What founders should prioritise in this phase
Founders preparing to raise in a tight funding environment should define their core problem statement clearly and demonstrate evidence of customer need. Tangible signals such as active user retention, recurring monthly billings, enterprise pilots, reduced churn or contract renewals strengthen fundraising narratives.
Runway extension remains critical. Reducing unnecessary hiring, delaying non essential spends and negotiating vendor terms can provide longer breathing room to meet growth milestones. Investors now reward controlled burn rates and realistic scaling plans over rapid market grab attempts.
This phase also rewards sharpened storytelling. Investors are more likely to respond to clear reasoning on market size, competitive advantage and execution path rather than broad narratives of disruption.
Takeaways
• Indian startups raised about 238 million dollars last week, reflecting a continued early stage funding slowdown.
• Investors are prioritising unit economics, retention and profitability before committing capital.
• SaaS, climate tech and industrial tech remain relatively resilient, while consumer internet segments face cautious evaluation.
• Founders benefit from disciplined spending, sharper positioning and customer validation before approaching investors.
FAQ
Why has early stage funding slowed even though investor capital exists?
Funds still have capital, but slower exits and valuation resets have made investors more selective. Deployment is happening but at a slower, more deliberate pace.

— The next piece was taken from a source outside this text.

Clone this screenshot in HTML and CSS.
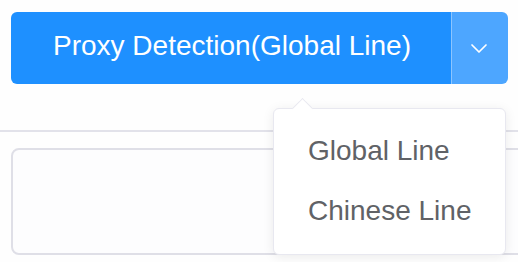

Which sectors are currently attracting the most interest?
Enterprise SaaS, climate tech, manufacturing enablement and compliance technology continue to see investor activity due to clearer revenue models.
How can founders in Tier 2 and Tier 3 towns navigate the slowdown?
Focus on proven demand, keep burn rates controlled, build local partnerships, and show real customer traction early in the business lifecycle.
Is this slowdown temporary or structural?
The slowdown reflects a correction and recalibration rather than a collapse. As markets stabilise and exit pipelines improve, funding volumes are likely to rise again.